We find thoughts, emotions, sensations, attention, memory, and the feeling of presence.
But we do not find a separate center standing behind them as a hidden manager.
This experiment can be repeated in different states.
In the morning, when a person has not fully woken up, the "I" may be blurred. Thoughts appear slowly, the body is heavy, yesterday's concerns do not return at once. But after a few minutes, name, tasks, anxieties, plans, and familiar roles gather the person again into a recognizable form. It seems that the center has woken up. But perhaps it was not the center that woke up; perhaps the coherence of processes was restored.
In a moment of strong anxiety, everything is the opposite: the center seems to narrow. A person may say, "I have completely turned into anxiety." Attention is captured, the body is tense, the future is drawn as dangerous, memory throws up similar cases. Where is the calm observer here? Sometimes it appears later, when the anxiety has been named and placed into a story: "I had an anxiety attack." But at the moment of capture, a separate observer is almost not found.

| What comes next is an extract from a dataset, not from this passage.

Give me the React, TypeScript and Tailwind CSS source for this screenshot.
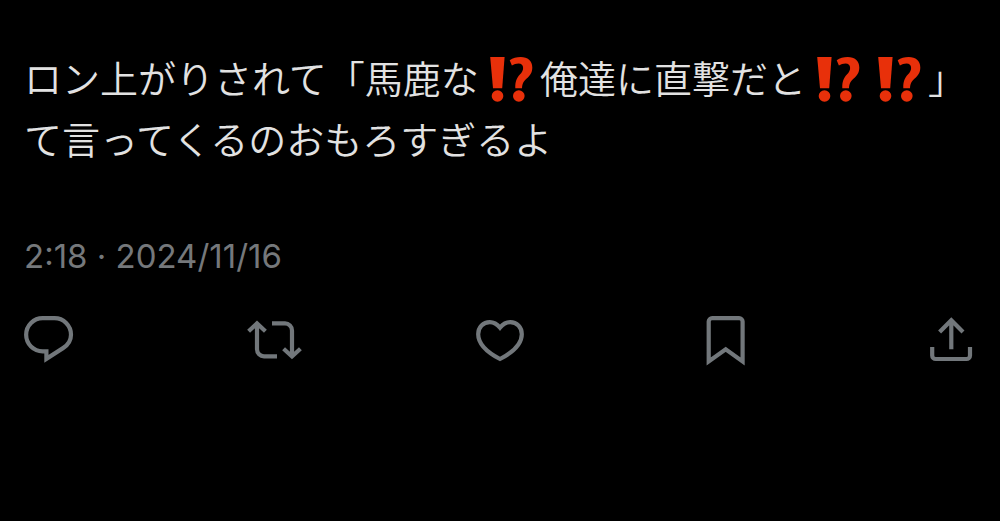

In a state of flow, the center may almost disappear. A person plays, writes, drives along a familiar road, works with his hands, listens to music, talks with someone close, and suddenly notices that he was not separately watching himself. The action was happening, attention was gathered, mistakes were corrected, reactions appeared in time, but the inner commentator was silent. If the center is a necessary manager, such states are hard to explain. If the center is an effect of a certain organization of experience, it becomes clearer: sometimes experience is stable without an explicit feeling of an observing "I."
These cases do not prove finally that there is no center. But they show that the feeling of a center changes. It can strengthen, weaken, narrow, disappear from explicit attention, and return. And what changes together with the organization of experience is hard to treat as the unchanging source of that organization.
The Center as an Effect of Assembly
Here a natural resistance appears:
"But I feel the observer."
This objection cannot be dismissed. It is too strong. Many people really do experience something inside that resembles a point of presence: as if there is someone who looks at thoughts, who is silent behind words, who remains when emotions change. If we say to a person, "this is not there," he will rightly feel that his experience is being devalued.
So it is more exact to say it differently.
The feeling of the observer exists.
But the question is what it is.
It may be not a separate entity, but an effect of the assembly of experience.
When many processes are coordinated with enough stability, a feeling of center appears. Memory connects what is happening with the past. Language gathers experience into the form "I". Attention holds a certain area of experience. The body gives a stable perspective. The social environment addresses the person as one and the same individual. Biography connects episodes into a story. All this together can create the experience of an inner center.
In this case, the center is not the cause of coherence, but its result.
Not the source from which all processes spread out.
But the form in which coordinated processes become experienced.
This is like a stable pattern. If we look at a whirlpool, we can say that it has a center. But this center is not a small object inside the water that makes it rotate. It arises from the movement itself. If the movement changes, the center changes. If the movement falls apart, the center disappears. The center is real as a form of organization, but not as a separate thing.
Or we can recall a city square. It seems to be the center of a city. People arrange meetings there, streets converge toward it, maps mark it, transport routes take it into account. But the square is not a secret manager of the city. It is a center because many paths, habits, routes, stories, and decisions are organized around it. Here the center exists as an effect of relations.
The inner center may be similar to this.
It is felt because experience really gathers.